IMF sees global growth hurt by trade tensions but no recession

By Andrea Shalal

WASHINGTON (Reuters) -Rising trade tensions and sweeping shifts in the global trading system will trigger downward revisions of the International Monetary Fund’s economic forecasts but no global recession is expected, IMF Managing Director Kristalina Georgieva said on Thursday.

Georgieva said countries’ economies were being tested by a reboot of the global trading system – sparked in recent months by U.S. tariffs and retaliation by China and the European Union – that had unleashed “off the charts” uncertainty in trade policy and extreme volatility in financial markets.

“Disruptions entail costs … our new growth projections will include notable markdowns but not recession,” she said in an address ahead of the spring meetings of the IMF and World Bank in Washington next week.

Trump’s tariffs and the turmoil in financial markets are expected to dominate the spring meetings, which bring together central bankers and finance ministers from around the world.

Elevated uncertainty also raised the risk of financial market stress, Georgieva said, noting that recent movements in U.S. Treasury yield curves should be taken as a warning. “Everyone suffers if financial conditions worsen,” she said.

Georgieva said the world’s real economy is functioning well, with a strong labor market and a solid financial system, but warned that increasingly negative perceptions and concerns about recession could also affect economic activity.

“One thing I learned through crisis periods is perceptions matter as much as reality,” she said. “If perceptions change negatively that can be quite detrimental to the performance of the economy.”

U.S. President Donald Trump has upended the global trading system with a tsunami of new tariffs, including a 10% U.S. duty on goods from all countries and higher rates for some, although those have been paused for 90 days to allow negotiations. China, the EU and other countries have announced retaliatory measures.

The IMF in January forecast global growth of 3.3% in 2025 and 3.3% in 2026. It will release an updated World Economic Outlook on Tuesday.

Georgieva gave no details about the expected revisions, but warned that prolonged uncertainty would be costly and said the consequences of the trade reboot would be “significant.”

She said the IMF did not expect a big swing in either direction on inflation generally, since tariffs could push up consumer and producer prices, or could cause people to hold back spending, which could actually drive inflation lower. But updated IMF forecasts would show higher inflation for some countries, she said.
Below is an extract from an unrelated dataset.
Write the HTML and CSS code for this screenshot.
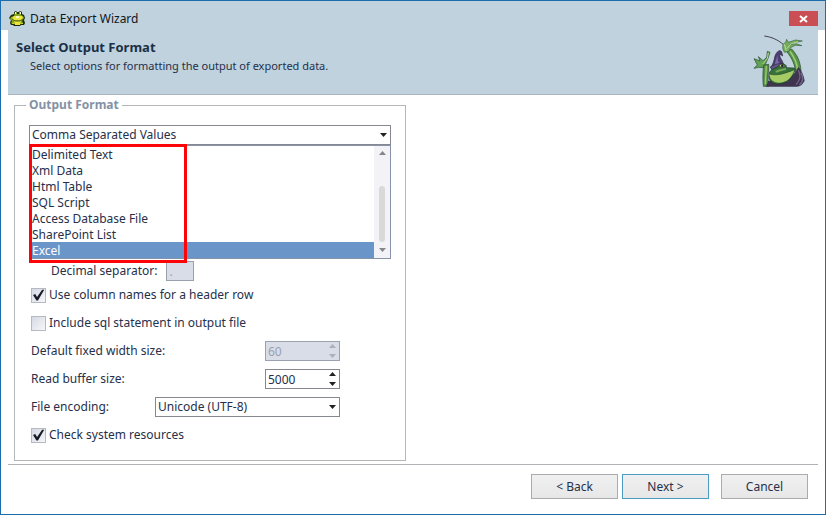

Economists polled by Reuters expect the aggressive U.S. tariff policy to trigger a significant slowdown in the U.S. economy this year and next, with the probability of a recession over the coming year surging to 45%, the highest since December 2023, from 25% last month.

BUBBLING TENSIONS

Georgieva said trade tensions had been bubbling for some time, given a buildup of tariffs and non-tariff barriers by China, the U.S. and others, but they were now boiling over.

Both the U.S. and China had grievances, but it was important for the world’s two largest economies to reduce uncertainty and agree on a fairer, rules-based trading system, she said, warning of spillover effects for smaller countries.

She urged countries to respond wisely to the “sudden and sweeping shifts” in U.S. effective tariff rates.

Josh Lipsky, senior director of the Atlantic Council’s GeoEconomics Center, said the IMF, whose largest shareholder is the United States, was noting both the impact of tariffs on inflation and the global economy, while being clear about the underlying imbalances that had led to this moment.

“The IMF is engaging in data diplomacy in the midst of a raging global trade war. It’s a delicate balancing act,” he said.

The Trump administration has pulled out of other international institutions, including the World Health Organization, raising concerns that it could also seek to exit financial institutions such as the IMF and World Bank.

Rising tariffs hit growth upfront, Georgieva said, noting that past evidence showed that higher tariff rates were paid by importers through lower profits and consumers through higher costs. In big economies, they could also create incentives for new inward investment, creating new jobs, but this took time.

“Protectionism erodes productivity over the long run, especially in smaller economies,” she said, warning that moves to shield industry from competition also undercut entrepreneurship and hurt innovation.

Georgieva urged countries to continue economic and financial reforms while maintaining agile and credible monetary policy, as well as strong financial market regulation and supervision.

Emerging market economies should preserve their exchange rate flexibility, and donor countries should better protect aid flows to vulnerable low-income countries, she added.

Georgieva also called for cooperation in an increasingly multi-polar world, and urged the largest economies to reach a trade settlement that preserved openness and restarted a global trend toward lower tariff rates and reduced non-tariff barriers.

“We need a more resilient world economy, not a drift to division,” she said. “All countries, large and small alike, can and should play their part to strengthen the global economy in an era of more frequent and severe shocks.”